[2287] in Kerberos-V5-bugs
Re: telnet/51: telnetd requires auth negotiation to be complete before term set
daemon@ATHENA.MIT.EDU (schemers@stanford.edu)
Fri Oct 4 01:20:49 1996
Date: Thu, 3 Oct 1996 22:20:31 -0700 (PDT)
From: schemers@stanford.edu
To: Sam Hartman <hartmans@MIT.EDU>
Cc: schemers@stanford.edu, krb5-bugs@MIT.EDU, krb5-bugs-redist@MIT.EDU
In-Reply-To: <9610040404.AA01795@starkiller.MIT.EDU>
Sam Hartman writes:
>
> The policy decision was made because no session state should
> be established before authentication. In the case of term, I cannot
> think of any case where it creates a security problem, but in other
> cases it does create a security problem.
>
> However, as demonstrated by the following dump of telnet
> options, the client generally does not send the terminal type until
> prompted by the server. I suspect your mainframe is violating the
> spec in this respect but would have to ponder the appropriate RFCs for
> a while to be sure.
Since the terminal type option came out before the authentication
options (which looks like it did after a quick scan of the rfc index),
I don't see how it could be violating any rfcs.
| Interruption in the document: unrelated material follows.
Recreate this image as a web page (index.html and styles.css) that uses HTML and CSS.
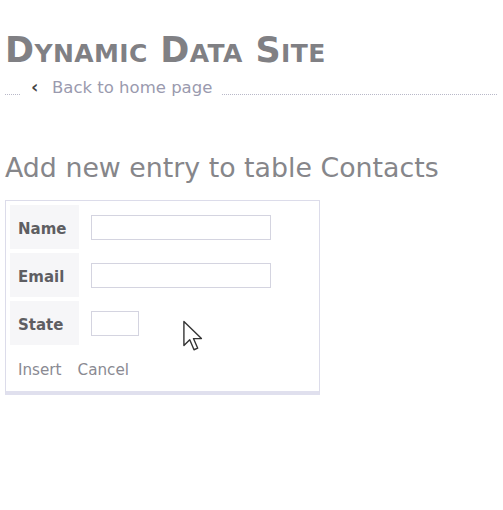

Here is the dump from the mainframe to the un-modified v5b7 telnetd, which
has debugging turned on:
ommand> telnet slapshot
Escape character (to suspend telnet) is 'Ctrl-]'.
td: send do AUTHENTICATION
td: recv do SUPPRESS GO AHEAD
td: send will SUPPRESS GO AHEAD
td: recv will SUPPRESS GO AHEAD
td: send do SUPPRESS GO AHEAD
td: recv do ECHO
td: send will ECHO
td: recv will TERMINAL TYPE
td: send do TERMINAL TYPE
td: recv wont AUTHENTICATION
td: send will ENCRYPT
td: send do ENCRYPT
td: send do TSPEED
td: send do XDISPLOC
td: send do NEW-ENVIRON
td: send do OLD-ENVIRON
td: recv suboption TERMINAL-TYPE IS "VT100"
An environment option was sent before authentication negotiation completed.
This may create a security hazard. Connection dropped.
Hum. The strange thing is the standard Solaris telnet client works
with the telnetd:
td: send do AUTHENTICATION
td: recv do SUPPRESS GO AHEAD
td: send will SUPPRESS GO AHEAD
td: recv will TERMINAL TYPE
td: send do TERMINAL TYPE
td: recv will NAWS
td: send do NAWS
td: recv will TSPEED
td: send do TSPEED
td: recv will LFLOW
td: send do LFLOW
td: recv will LINEMODE
td: send dont LINEMODE
td: recv will NEW-ENVIRON
td: send do NEW-ENVIRON
td: recv do STATUS
td: send will STATUS
td: recv wont AUTHENTICATION
td: send will ENCRYPT
td: send do ENCRYPT
td: send do XDISPLOC
td: send do OLD-ENVIRON
td: recv suboption NAWS 0 80 (80) 0 40 (40)
td: recv dont ENCRYPT
td: recv wont ENCRYPT
td: recv wont XDISPLOC
td: recv wont OLD-ENVIRON
td: recv suboption TERMINAL-SPEED IS 9600,9600
td: recv suboption NEW-ENVIRON IS VAR "PRINTER" VALUE "bouquet"
td: recv suboption TERMINAL-TYPE IS "VT100"
td: send do ECHO
td: recv wont ECHO
td: send will ECHO
UNIX(r) System V Release 4.0 (slapshot.stanford.edu) (pts/10)
Ahhh.. I think I see what is going on. In looking at telentd.c,
auth_negotiated=1 is set after encryption is negotiated. (I think :-)
If you look at the mainframe client, it sends back the terminal type
before it sends back "dont ENCRYPT". That seems to be the problem.
Maybe "auth_negotiated" should be set to 1 after the server gets
back "wont AUTHENTICATION"?? Is the client supposed to be sending
back a "dont ENCRYPT" sooner? I'm not really sure, in any case,
it seems little overly restrictive in the case of some options,
like terminal type.
> Because I don't see a security issue involved in terminal type
> being sent before authentication, I can probably be convinced to
> remove the check from the MIT tree. However, I am somewhat reluctant
> to do so because I do believe the client is behaving improperly, and
> there really is no good reason to do session parameter negotiation
> before authentication and encryption.
I guess you mean (or should mean) before "auth and encrypt negotiation",
as it looks like you can send that stuff after rejecting both authentication
and encryption.
I certainly don't claim to know telnet enough to know if the client
is doing something wrong, but it looks to me like the client is behaving.